Sulochana Dissanayake lives in a crowded house. There’s an elephant on her porch and the decapitated head of a giant on her dining room table. There’s a herd of animals – a zebra, chimpanzee, a ‘gangster’ penguin and another, smaller elephant – and a host of characters right out of Sri Lankan folklore (old Mahadanamutta says hello). Many are hard to recognise because their clothes are turned inside out and pulled up over their faces (to keep those inscrutable expressions from chipping) but their puppeteer knows who they are.
Since 2009, when she graduated from Bates College in the U.S.A with a B.A in Economics and Theatre, Sulochana has begun collecting puppets in earnest. She has just over 70 pieces – including the two giant puppets, one of which is lit like a lantern and needs two people inside it to bring it alive. Her little muppets – the soft puppets with expressive mouths – are a favourite with the children, but the exquisitely crafted wooden puppets from Indonesia are what impress the adults.
The layers of detail – from the carving of every single strand of hair and wrinkle to the addition of eyelashes – make these handmade puppets works of art. Sulochana’s audiences seem as excited to encounter the puppets as she is. “In the first instant that they see the puppet they are absolutely bowled over by their fascination,” Sulochana says, explaining that this is true even if the puppet is only a few centimetres tall.

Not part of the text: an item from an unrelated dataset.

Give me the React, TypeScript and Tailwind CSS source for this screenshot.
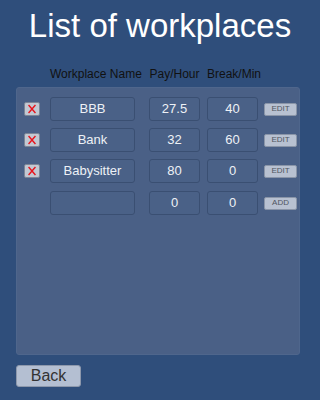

Wonder or laughter are both equally potent tools in that they tear down defences and make otherwise unthinkable conversations possible. “How can you get angry with a puppet?” asks Sulochana. The answer is of course, that you can’t. “Puppets can argue about sex, HIV/AIDS and war and get away with it. They say everything that is in our subconscious but they say it in a way that is not offensive.” Of course, Sulochana must still put a great deal of thought into what she wants to say – only not too much.
“I thought the puppeteers in Indonesia were crazy when they told me they go into a trance,” she remembers. “They’re an extremely religious community and they say that it is God who speaks through them.” After having performed and designed a few shows like ‘Ruukada Golek’ for Sri Lankan audiences Sulochana knows that it does take a sort of letting go to be able to perform effectively. For her the ‘trance’ is actually an intense concentration that allows her to keep tabs on her audience during her interactive shows while improvising dialogue, singing and animating a puppet in each hand (it helps that she’s ambidextrous).
“There’s not a moment you can switch off, you have to be entirely focused on what you’re doing,” she says, explaining that the mirror is her best friend during the hours spent rehearsing. She has to watch herself – if she’s not careful, one of her puppets will “die,” i.e go limp onstage.
Her first encounter with a new puppet is quite literally character building – they must decide together who this puppet will be and then convey that to an audience. The secret to making it come alive lies in conveying the simplest of movements. The moment a puppet appears in the frame he or she has to behave as a human would. “If you entered into a new room what would you do? The first thing you would do is breathe and then take a look around,” says Sulochana, explaining that the illusion of the former can be accomplished by simply raising and dropping the shoulders ever so lightly.
In the service of her puppets, she has become a connoisseur of accents and says she’s always filing away new ones in her memory. Having undergone voice training as a young person, Sulochana loves playing around with the voices for each new puppet – will it be authoritative or timid? High pitched or nasal? Will he or she be a smoker? Sulochana has to figure it out.
For all the effort she puts into a performance, Sulochana knows that for a maestro like Kalubushana Ganwari Premin, she’ll be an amateur until she can not only perform with a puppet but make her own as well. For the upcoming Colombo Dance Platform this November, they spent hours filming him in action from backstage. She’s excited about the images they have of puppeteer and puppet dancing together – a technique that allows traditional Sri Lankan puppeteers to manipulate their heavy puppets. “It’s a fascinating process to watch,” she says, explaining that “He’s basically doing the exact same dance that the puppet is doing.” It’s also exhausting and leaves him drenched in sweat.
Luckily, Sulochana’s ambition isn’t to become a master puppeteer, instead it is to explore new ways of communicating her ideas and her art. For her, introducing a puppet into the mix is simply the best way of beginning that conversation.